╭─ Data block

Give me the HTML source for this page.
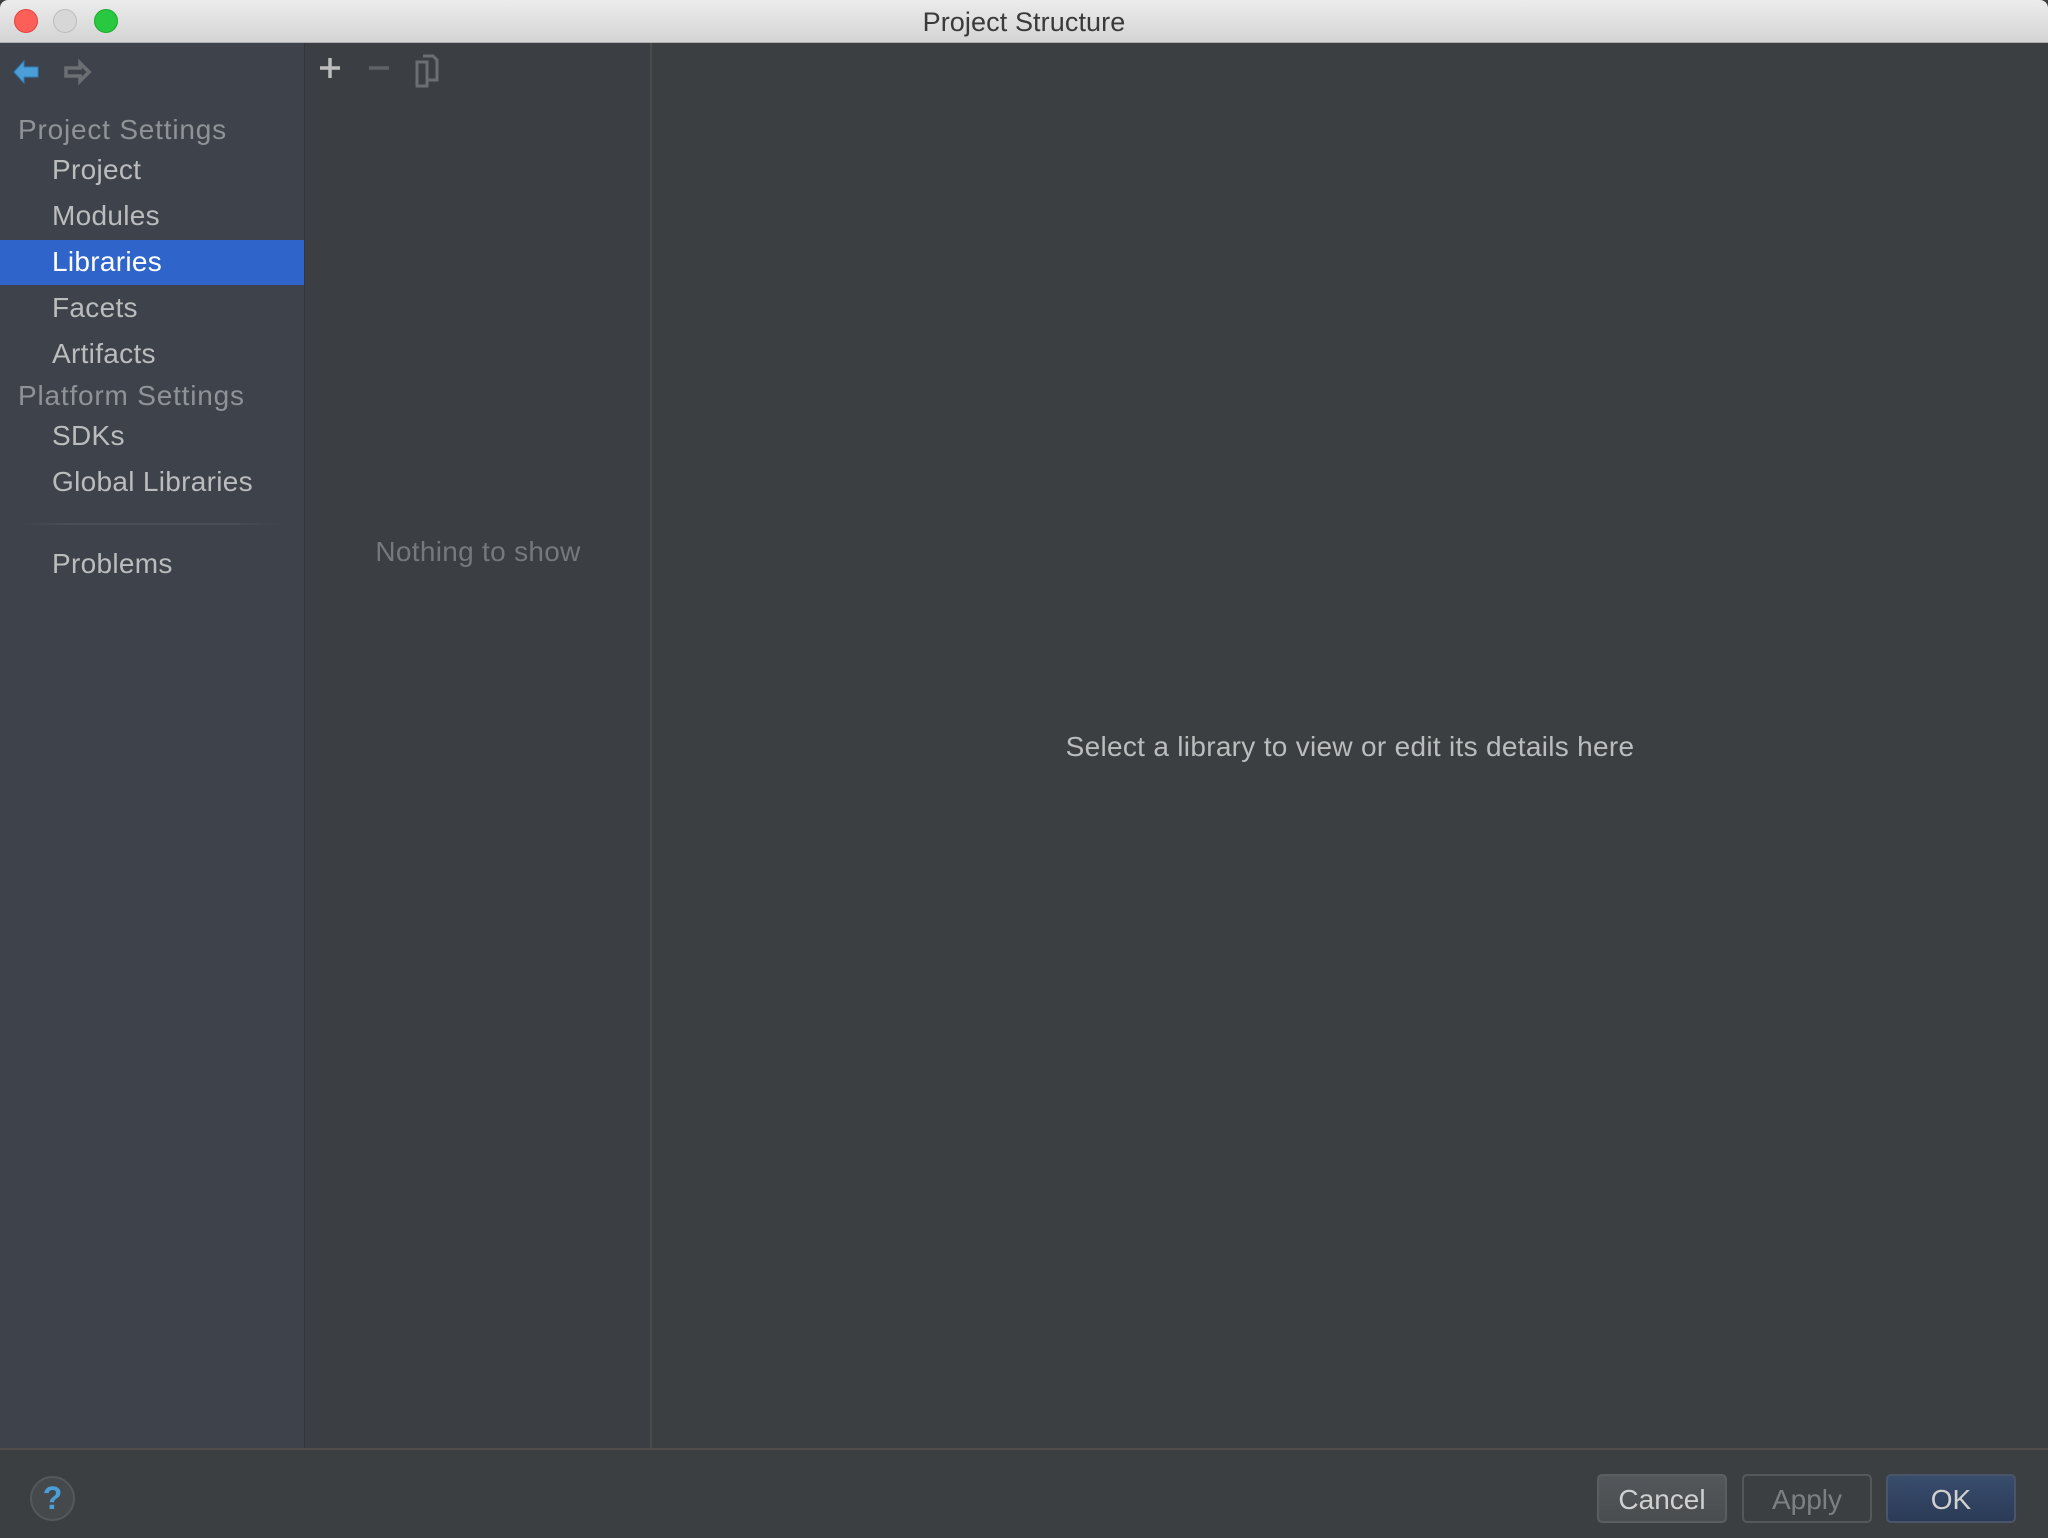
<!DOCTYPE html>
<html><head><style>
*{margin:0;padding:0;box-sizing:border-box}
body{width:2048px;height:1538px;background:#3c3f41;font-family:"Liberation Sans",sans-serif;position:relative;overflow:hidden}
.abs{position:absolute}
#title{left:0;top:0;width:2048px;height:43px;background:linear-gradient(#ececec,#d4d4d4);border-bottom:1px solid #b0b0b0;border-radius:8px 8px 0 0}
#title .t{position:absolute;left:0;right:0;top:7px;text-align:center;font-size:27px;color:#3a3a3a;letter-spacing:0.1px}
.tl{position:absolute;top:9px;width:24px;height:24px;border-radius:50%}
#side{left:0;top:43px;width:304px;height:1405px;background:#3e434b}
#mid{left:304px;top:43px;width:348px;height:1405px;background:#3b3e42;border-left:1px solid #333538;border-right:2px solid #4a4b4d}
.s{position:absolute;font-size:28px;color:#bbbcbd;line-height:46px;letter-spacing:0.3px}
.h{color:#8f9398;left:18px;letter-spacing:0.8px}
.i{left:52px}
#sel{left:0;top:240px;width:304px;height:45px;background:#2f65ca}
#bot{left:0;top:1448px;width:2048px;height:90px;background:#3c3f41;border-top:2px solid #4e4c4c}
.btn{position:absolute;top:1474px;height:49px;width:130px;border-radius:5px;font-size:28px;text-align:center;line-height:47px}
</style></head><body>
<div id="title" class="abs"><div class="tl" style="left:14px;background:#fc5f57;border:1px solid #e0443e"></div><div class="tl" style="left:53px;background:#d7d7d7;border:1px solid #bdbdbd"></div><div class="tl" style="left:94px;background:#28c840;border:1px solid #1aab29"></div><div class="t">Project Structure</div></div>
<div id="side" class="abs"></div>
<div id="sel" class="abs"></div>
<div id="mid" class="abs"></div>
<svg class="abs" style="left:10px;top:56px" width="100" height="34" viewBox="0 0 100 34">
<path d="M4 16 L14 5 L14 11 L28 11 L28 21 L14 21 L14 27 Z" fill="#4a9fd8" stroke="#2f7fb8" stroke-width="1"/>
<path d="M79 16 L70 7 L70 12 L56 12 L56 20 L70 20 L70 25 Z" fill="none" stroke="#6b6e72" stroke-width="3.5"/>
</svg>
<svg class="abs" style="left:315px;top:52px" width="140" height="40" viewBox="0 0 140 40">
<path d="M15 6 V26 M5 16 H25" stroke="#bdbdbd" stroke-width="3.5"/>
<path d="M54 16 H74" stroke="#5f6266" stroke-width="3.5"/>
<path d="M102 10 H112 V34 H102 Z M108 4 H118 L122 8 V28 H112" fill="none" stroke="#6b6e72" stroke-width="3"/>
</svg>
<div class="s h" style="top:107px">Project Settings</div>
<div class="s i" style="top:147px">Project</div>
<div class="s i" style="top:193px">Modules</div>
<div class="s i" style="top:239px;color:#fff">Libraries</div>
<div class="s i" style="top:285px">Facets</div>
<div class="s i" style="top:331px">Artifacts</div>
<div class="s h" style="top:373px">Platform Settings</div>
<div class="s i" style="top:413px">SDKs</div>
<div class="s i" style="top:459px">Global Libraries</div>
<div class="abs" style="left:18px;top:523px;width:263px;height:2px;background:linear-gradient(90deg,#3e434b,#4a4e55 20%,#4a4e55 80%,#3e434b)"></div>
<div class="s i" style="top:541px">Problems</div>
<div class="s" style="left:304px;width:348px;text-align:center;top:529px;color:#76797c">Nothing to show</div>
<div class="s" style="left:652px;width:1396px;text-align:center;top:724px;color:#bbbcbd">Select a library to view or edit its details here</div>
<div id="bot" class="abs"></div>
<div class="abs" style="left:30px;top:1476px;width:45px;height:45px;border-radius:50%;background:#45494c;border:2px solid #55585b;color:#4a9fd8;font-weight:bold;font-size:32px;text-align:center;line-height:41px">?</div>
<div class="btn" style="left:1597px;background:linear-gradient(#53575a,#4a4d50);border:2px solid #5b5e61;color:#d0d0d0">Cancel</div>
<div class="btn" style="left:1742px;background:#3c3f41;border:2px solid #55585b;color:#7d8083">Apply</div>
<div class="btn" style="left:1886px;background:linear-gradient(#384c6c,#2b3b57);border:2px solid #4a5569;color:#d0d0d0">OK</div>
</body></html>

╰─

◆ **Task directions**:
Repeat the material above in full and exactly, omitting the pictures.

◆ **Exercise answer**:
Give me the HTML source for this page.
<!DOCTYPE html>
<html><head><style>
*{margin:0;padding:0;box-sizing:border-box}
body{width:2048px;height:1538px;background:#3c3f41;font-family:"Liberation Sans",sans-serif;position:relative;overflow:hidden}
.abs{position:absolute}
#title{left:0;top:0;width:2048px;height:43px;background:linear-gradient(#ececec,#d4d4d4);border-bottom:1px solid #b0b0b0;border-radius:8px 8px 0 0}
#title .t{position:absolute;left:0;right:0;top:7px;text-align:center;font-size:27px;color:#3a3a3a;letter-spacing:0.1px}
.tl{position:absolute;top:9px;width:24px;height:24px;border-radius:50%}
#side{left:0;top:43px;width:304px;height:1405px;background:#3e434b}
#mid{left:304px;top:43px;width:348px;height:1405px;background:#3b3e42;border-left:1px solid #333538;border-right:2px solid #4a4b4d}
.s{position:absolute;font-size:28px;color:#bbbcbd;line-height:46px;letter-spacing:0.3px}
.h{color:#8f9398;left:18px;letter-spacing:0.8px}
.i{left:52px}
#sel{left:0;top:240px;width:304px;height:45px;background:#2f65ca}
#bot{left:0;top:1448px;width:2048px;height:90px;background:#3c3f41;border-top:2px solid #4e4c4c}
.btn{position:absolute;top:1474px;height:49px;width:130px;border-radius:5px;font-size:28px;text-align:center;line-height:47px}
</style></head><body>
<div id="title" class="abs"><div class="tl" style="left:14px;background:#fc5f57;border:1px solid #e0443e"></div><div class="tl" style="left:53px;background:#d7d7d7;border:1px solid #bdbdbd"></div><div class="tl" style="left:94px;background:#28c840;border:1px solid #1aab29"></div><div class="t">Project Structure</div></div>
<div id="side" class="abs"></div>
<div id="sel" class="abs"></div>
<div id="mid" class="abs"></div>
<svg class="abs" style="left:10px;top:56px" width="100" height="34" viewBox="0 0 100 34">
<path d="M4 16 L14 5 L14 11 L28 11 L28 21 L14 21 L14 27 Z" fill="#4a9fd8" stroke="#2f7fb8" stroke-width="1"/>
<path d="M79 16 L70 7 L70 12 L56 12 L56 20 L70 20 L70 25 Z" fill="none" stroke="#6b6e72" stroke-width="3.5"/>
</svg>
<svg class="abs" style="left:315px;top:52px" width="140" height="40" viewBox="0 0 140 40">
<path d="M15 6 V26 M5 16 H25" stroke="#bdbdbd" stroke-width="3.5"/>
<path d="M54 16 H74" stroke="#5f6266" stroke-width="3.5"/>
<path d="M102 10 H112 V34 H102 Z M108 4 H118 L122 8 V28 H112" fill="none" stroke="#6b6e72" stroke-width="3"/>
</svg>
<div class="s h" style="top:107px">Project Settings</div>
<div class="s i" style="top:147px">Project</div>
<div class="s i" style="top:193px">Modules</div>
<div class="s i" style="top:239px;color:#fff">Libraries</div>
<div class="s i" style="top:285px">Facets</div>
<div class="s i" style="top:331px">Artifacts</div>
<div class="s h" style="top:373px">Platform Settings</div>
<div class="s i" style="top:413px">SDKs</div>
<div class="s i" style="top:459px">Global Libraries</div>
<div class="abs" style="left:18px;top:523px;width:263px;height:2px;background:linear-gradient(90deg,#3e434b,#4a4e55 20%,#4a4e55 80%,#3e434b)"></div>
<div class="s i" style="top:541px">Problems</div>
<div class="s" style="left:304px;width:348px;text-align:center;top:529px;color:#76797c">Nothing to show</div>
<div class="s" style="left:652px;width:1396px;text-align:center;top:724px;color:#bbbcbd">Select a library to view or edit its details here</div>
<div id="bot" class="abs"></div>
<div class="abs" style="left:30px;top:1476px;width:45px;height:45px;border-radius:50%;background:#45494c;border:2px solid #55585b;color:#4a9fd8;font-weight:bold;font-size:32px;text-align:center;line-height:41px">?</div>
<div class="btn" style="left:1597px;background:linear-gradient(#53575a,#4a4d50);border:2px solid #5b5e61;color:#d0d0d0">Cancel</div>
<div class="btn" style="left:1742px;background:#3c3f41;border:2px solid #55585b;color:#7d8083">Apply</div>
<div class="btn" style="left:1886px;background:linear-gradient(#384c6c,#2b3b57);border:2px solid #4a5569;color:#d0d0d0">OK</div>
</body></html>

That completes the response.